One of the best ways to overcome this problem is by implementing a technique used by foresters on a daily basis. Plot sampling is a method forester’s use when “cruising” or appraising timber to ensure equal coverage of a tract of land. This method utilizes evenly spaced cruise lines and an accurate tract map.

Measuring a set number of steps from a fixed landmark, foresters use flagging tape to mark where grid lines enter the woods. They then use a compass to stay on these grid lines. Although using this method will ensure better coverage with fewer missed holes, it will also slow you down somewhat. But that can be a good thing, because the slower you go, the better your chances of finding more antler sheds.

Reasons to hunt sheds

Shed hunters reap a number of rewards in addition to the obvious — collecting shed antlers. Some of these include scouting for deer and turkey sign, gaining a better understanding of their hunting property, aerobic exercise and introducing young children and non-hunters to a hunting-related outdoor activity.
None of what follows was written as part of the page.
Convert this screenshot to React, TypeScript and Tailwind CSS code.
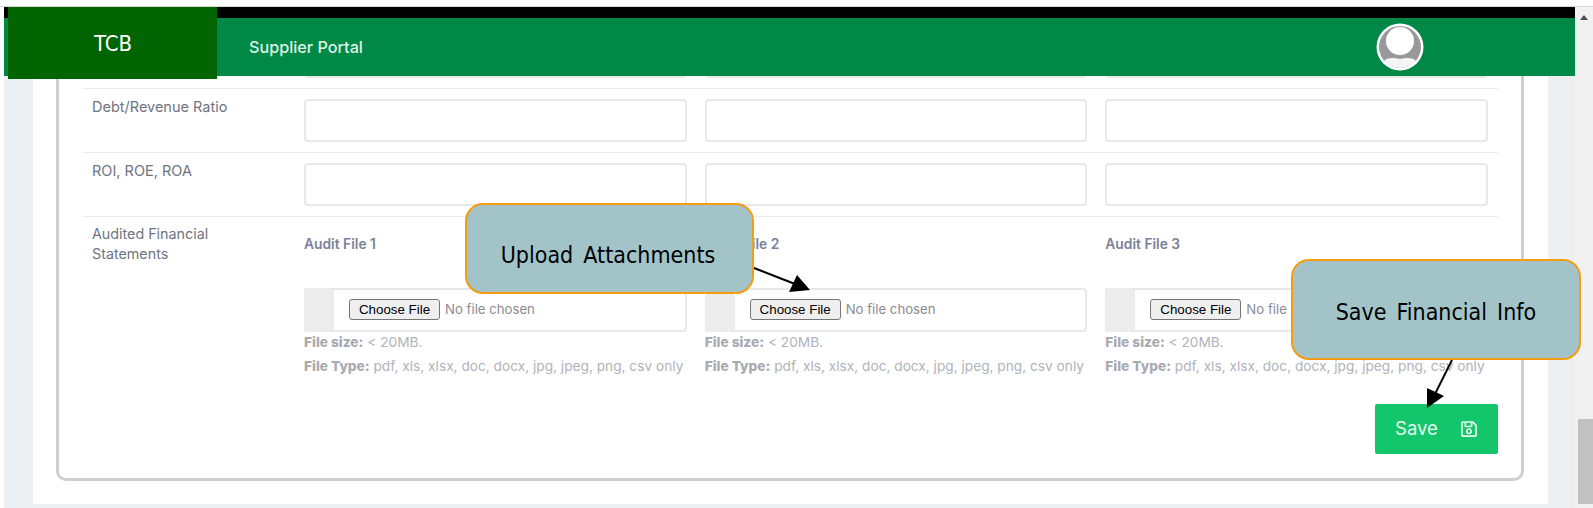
import React from "react";
import { FaRegSave } from "react-icons/fa";

const body = { fontFamily: '"Inter", "Noto Sans", sans-serif' };
const callout = { fontFamily: '"DejaVu Sans Condensed", "DejaVu Sans", "Open Sans", sans-serif' };

function TextRow({ label }: { label: string }) {
  return (
    <div className="flex border-b border-[#ececec] py-[10px] pl-[10px]">
      <div className="-mt-[2px] w-[212px] text-[14.5px] leading-[20px] text-[#6f7480]">{label}</div>
      <div className="grid flex-1 grid-cols-3 gap-[18px] pr-[10px]">
        {[0, 1, 2].map((i) => (
          <input key={i} className="h-[43px] w-full rounded-[4px] border-2 border-[#e8e8e8] bg-white" aria-label={label || "value"} />
        ))}
      </div>
    </div>
  );
}

function FileColumn({ n }: { n: number }) {
  return (
    <div>
      <div className="mt-[17px] text-[13.8px] font-semibold leading-[20px] text-[#7a8299]">Audit File {n}</div>
      <div className="mt-[34px] flex h-[44px] items-center rounded-r-[4px] border-2 border-[#e8e8e8] border-l-[30px] border-l-[#ececec] bg-white pb-[2px]">
        <input
          type="file"
          className="ml-[15px] w-full text-[13.2px] text-[#8b8b92] file:mr-[5px] file:h-[21px] file:w-[91px] file:cursor-pointer file:rounded-[3px] file:border file:border-[#767676] file:bg-[#efefef] file:text-[13.33px] file:text-black file:[font-family:'Liberation_Sans',sans-serif]"
        />
      </div>
      <div className="text-[13.7px] leading-[20px] text-[#b0b3b9]">
        <b className="font-extrabold text-[#a8abb2]">File size:</b> &lt; 20MB.
      </div>
      <div className="mt-[4px] whitespace-nowrap text-[13.7px] leading-[20px] text-[#b0b3b9]">
        <b className="font-extrabold text-[#a8abb2]">File Type:</b> pdf, xls, xlsx, doc, docx, jpg, jpeg, png, csv only
      </div>
    </div>
  );
}

function Callout({ children, className }: { children: React.ReactNode; className: string }) {
  return (
    <div
      style={callout}
      className={`absolute z-20 flex items-center justify-center rounded-[18px] border-[2px] border-[#f59c12] bg-[#a2c4c9] text-[23px] text-black font-stretch-condensed [word-spacing:3.5px] ${className}`}
    >
      {children}
    </div>
  );
}

export default function App() {
  return (
    <div style={body} className="relative flex h-[508px] w-[1593px] flex-col overflow-hidden bg-white">
      <div className="h-[7px] shrink-0 border-b border-[#d8d8d8]" />
      <div className="flex min-h-0 flex-1">
        <div className="flex min-w-0 flex-1 flex-col pl-[4px]">
          <div className="h-[11px] shrink-0 bg-black" />
          <header className="relative z-10 flex h-[58px] shrink-0 items-center justify-between bg-[#008847] pl-[245px] pr-[151px]">
            <span className="text-[16.2px] font-medium text-[#dff3e6]">Supplier Portal</span>
            <svg width="48" height="48" viewBox="0 0 48 48" className="mt-[-1px]">
              <circle cx="24" cy="24" r="23.5" fill="#fff" />
              <circle cx="24" cy="24" r="21" fill="#999" />
              <circle cx="24" cy="18" r="14" fill="#fff" />
              <path d="M8 38c4-4 10-3 16-2 6-1 12-2 16 2-3 4-9 7-16 7s-13-3-16-7z" fill="#f4f4f4" />
            </svg>
          </header>
          <div className="flex min-h-0 flex-1 bg-[#ecf0f3] pb-[4px] pl-[29px] pr-[27px]">
            <div className="min-h-0 flex-1 overflow-hidden bg-white pl-[23px] pr-[24px]">
              <div className="-mt-[54px] rounded-[10px] border-[3px] border-[#cfcfcf] px-[23px] pb-[24px]">
                <TextRow label="" />
                <TextRow label="Debt/Revenue Ratio" />
                <TextRow label="ROI, ROE, ROA" />
                <div className="flex pl-[10px]">
                  <div className="w-[212px] pt-[7px] text-[14.3px] leading-[20px] text-[#6f7480]">
                    Audited Financial
                    <br />
                    Statements
                  </div>
                  <div className="grid flex-1 grid-cols-3 gap-[18px] pr-[10px]">
                    <FileColumn n={1} />
                    <FileColumn n={2} />
                    <FileColumn n={3} />
                  </div>
                </div>
                <div className="mt-[28px] flex justify-end">
                  <button className="flex h-[50px] w-[123px] items-center justify-center gap-[22px] rounded-[2px] bg-[#13c56b] text-[18.5px] text-[#e6faef]">
                    Save
                    <FaRegSave className="h-[18px] w-[18px]" />
                  </button>
                </div>
              </div>
            </div>
          </div>
        </div>
        <div className="relative w-[18px] shrink-0 bg-[#f1f1f1]">
          <div className="absolute left-[5px] top-[8px] h-0 w-0 border-x-[4px] border-b-[5px] border-x-transparent border-b-[#505050]" />
          <div className="absolute bottom-[4px] left-[3px] top-[412px] w-[15px] bg-[#c1c1c1]" />
        </div>
      </div>
      <div className="absolute left-[8px] top-[7px] z-20 flex h-[72px] w-[209px] items-center bg-[#006400] pl-[86px] text-[22px] text-white font-stretch-condensed" style={callout}>
        TCB
      </div>
      <Callout className="left-[465px] top-[203px] h-[91px] w-[289px] pr-[3px] pt-[14px]">Upload Attachments</Callout>
      <Callout className="left-[1291px] top-[259px] h-[101px] w-[290px] pt-[6px]">Save Financial Info</Callout>
      <svg className="pointer-events-none absolute left-0 top-0 z-10" width="1593" height="508">
        <line x1="754" y1="268" x2="795" y2="284" stroke="#000" strokeWidth="2" />
        <polygon points="810,290 789,292 797,275" fill="#000" />
        <line x1="1452" y1="360" x2="1435" y2="394" stroke="#000" strokeWidth="2" />
        <polygon points="1427,408 1427,388 1444,396" fill="#000" />
      </svg>
    </div>
  );
}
In addition, every shed antler found gives a clue as to the number of bucks by age and antler quality that survived the season, providing insight as to what can be expected next year.

“Finding a big set of sheds tells you two things,” said Cassell. “First, it tells you that the big buck those sheds belonged to made it through another hunting season. And secondly, it helps narrow down where a particular buck can most likely be found the following deer season.

“I have taken a number of nice bucks that I wouldn’t have known existed if I hadn’t found their sheds from the previous year. Finding shed antlers helps me identify the locations I need to focus on when deer season opens.”

Shed hunting is not only a great scouting tool, but also a great way to spend time in the outdoors with your children and your dogs. Give shed hunting a try — after all, you have nothing to lose and plenty to find!